Some investments are suited for those looking for short-term gains, while other asset classes are better off left alone for some time. When you buy gold coins and other precious metal investments, it is generally considered a long-term investment strategy.
How do gold stocks perform in the long run? Does the historical World Gold Council data on gold prices justify adopting gold as a long-term investment strategy? What is the best way to invest in gold for maximum long-term capital gains?
These are a few of the questions you need to ask yourself before buying gold bullion or investing in gold futures contracts. In the end, for investors who wish to minimize their risks, the safest way to invest in gold coins and other precious metals is as part of a portfolio diversification strategy.
Geo-political uncertainty and high inflation tend to result in rising gold prices
In 2020, the Covid-19 pandemic caused the price of gold bullion to shoot to $2,075 per ounce, and a similar spike was caused by the Russia-Ukraine war
Gold is considered a good inflation hedge and viable means to store wealth
Stocks and bonds generally outperformed gold over long stretches
Shorter investment periods seem to favor those who buy gold
It is not easy to simply declare either physical gold or stocks and bonds as the better investment choice over a long-term period. A lot depends on the period being analyzed and the events in the global economy during that time.
A random sample may seem to suggest that over 30 years stocks, bonds, ETFs, and mutual funds are the better option. However, when one looks at another 30-year period in which there were wars and tough economic times, physical gold will appear to be the better choice.
The price of gold increased by 360% from 1990 to 2020, unlike stocks, such as the Dow Jones, which saw a massive 991% growth during that same period.
Before you rush to downplay gold futures, let us look at another period, between 2005 and 2020. During this time if you had invested in, for example, physical gold or gold ETFs, you would have enjoyed similar returns to the tune of 330%. However, market data on paper assets, such as the Dow Jones Industrial Average showed a low growth of only 153%.
Bonds, on the other hand, show diminishing returns when compared to both buying physical gold and investing in stocks.

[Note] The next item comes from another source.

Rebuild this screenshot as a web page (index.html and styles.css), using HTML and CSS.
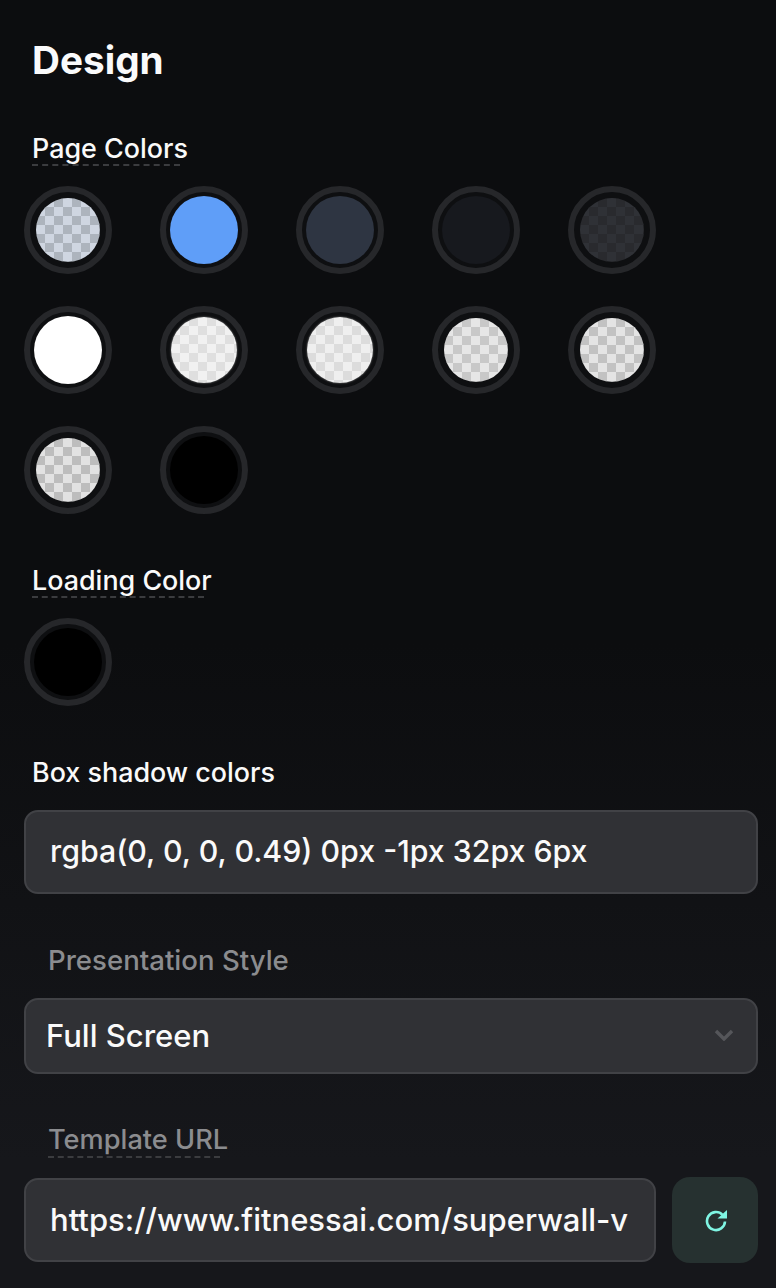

From 1920 to 2020, investors in bonds witnessed annual growth rates of about 5%, and a 320% 30-year growth average, which is slightly lower than that of gold investments.
Owning gold bars and coins has always been a preferred means of storing wealth. In 1934, the Gold Reserve Act was introduced, followed by the closing of the gold purchase window by President Richard Nixon in 1971. This effectively set the price of gold at $35 per ounce.
Investing in gold was very difficult before the Gold Reserve Act as all citizens were required to surrender their gold in exchange for US dollars. Since then, the price appreciation of gold has been 5,700%, compared to just 4,500% for Dow Jones.
The following are some of the common gold investment alternatives preferred by most investors:
Investing in gold by buying shares in a gold mining company is one of the best ways to enjoy the many advantages of gold investments. There are so many different gold mining companies to choose from scattered around the world, such as the Barrick Gold Corp.
However, things like geo-political instability in mining regions and the frequent industrial action by dissatisfied gold miners, have a huge impact on the value of gold mining stocks. If, for example, gold miners in South Africa, a leading producer of gold, decide to go on strike, the availability and price of gold will be affected.
Gold jewelry is a great option for those looking for an easy way to buy, keep, and sell gold. Jewelry has the advantage of adding value to the spot price of gold bullion due to the improved design and functionality of the item.
Unlike buying physical gold and having to worry about storage and transportation, when you deal exclusively with gold Futures, mutual funds, and ETFs, the only thing you need to look at is the market price of gold.
Many online brokerages allow you to make trades 24 hours a day and, depending on how gold performs, you can make a significant profit without ever holding gold in real life.
When you look at different periods in history, you will see that the returns differ depending on the economic environment. Between 1971 and 2019, for instance, the average return enjoyed by gold investors was 10.6%, which is lower than the 11.3% seen in stocks based on other assets.
However, in 2020 alone, gold returns were a massive 24.6%, thanks to the global battle against the coronavirus pandemic.
There is an inverse relationship between gold performance and that of the stock market. Conditions such as rising inflation, mining problems in individual gold companies, and political conflicts all play crucial roles in the value of gold or paper assets.
Generally, the value of gold rises at the same time that paper assets and fiat currencies are negatively affected.
At face value, many investors have compared the value of cryptocurrencies to that when you invest in gold stocks in terms of the returns one can expect. However, the level of risk is much higher when buying crypto assets due to how volatile that industry is. The recent crypto crash is a great example of how things can suddenly change for investors in digital assets.
There is no doubt that both gold and paper assets are worthy investment choices. You have to look at your circumstances to help decide which option you prefer.
However, given the current state of the global economy, a hedge against inflation would be the wiser choice. That is why one of your 2023 financial goals has to be to diversify your investment portfolio by having more gold in your safe deposit box.